In the age of the caveman, communities relied on the strongest to hunt and provide food for all. At first, the hunters were equipped with sharpened sticks; as they evolved, they’re tools developed and hunting became less demanding.

However, by the early 1800s, the large buffalo, elk, and deer had been spread extremely thin. This lead to the development of European and British domesticated herds and flocks, such as pigs, sheep, and cattle, creating a more dependable food supply in the U.S. Ninety percent of the population lived on farms in 1800, compared to the two percent of today. Families would spend most of their time producing clothing, shelter, and food.

While animal husbandry (or the science of caring and breeding farm animals) had become commonplace for the average farm and family, government leaders believed that efficient agriculture was needed to develop a great nation. Legislation and developments were created and implemented leading to the animal-production industry of today. Some of these enabling acts included the Homestead Act of 1862 (encouraged development of family farms), Morrill Act of 1862 (founded the State Agricultural Experiment Stations), and the Smith-Lever Act of 1914 (established the Cooperative Agricultural Extension Service).

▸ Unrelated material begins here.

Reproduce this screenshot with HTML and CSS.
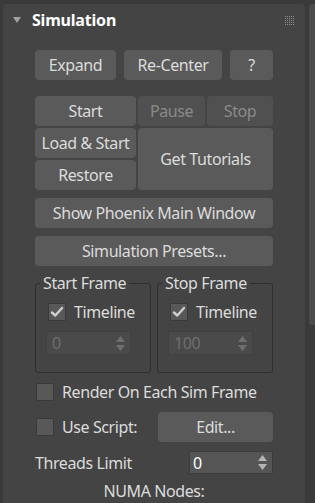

By 1865, the Chicago Stockyards became the nation’s leading livestock market. Chicago, Kansas City, Cincinnati, Omaha, and Philadelphia were central marketing points for the development of the meat-packing industry. As the railway system incorporated the refrigerated railroad car, the sale of meat by processors to retailers across many states led to the recognition of value preferences. By 1906, consumer protection from meat unfit for consumption was declared in the Meat Inspection Act.

By 1947, the American Meat Institute Foundation began operations as an independent organization that researched livestock production, processing and utilization. In the 1960’s, the association increased from 30 to 400, and over the course of several decades, the association has reached nearly 1000 members today. As the independent organization it has become, the American Meat Science Association provides objective information through research and education for the livestock and meat industry, as well as for consumers.

Meat science is now a fundamental element in U.S. society, as well as around the world. As Committee chairman Kinsman from the Reciprocal Meat Conference (1972) declared, “In the evolution of every great institution there is generally a need, or an idea, followed by a period of development, and an era of maturation before it establishes its place in history.”

Throughout hundreds of years, U.S. meat science has found it’s place.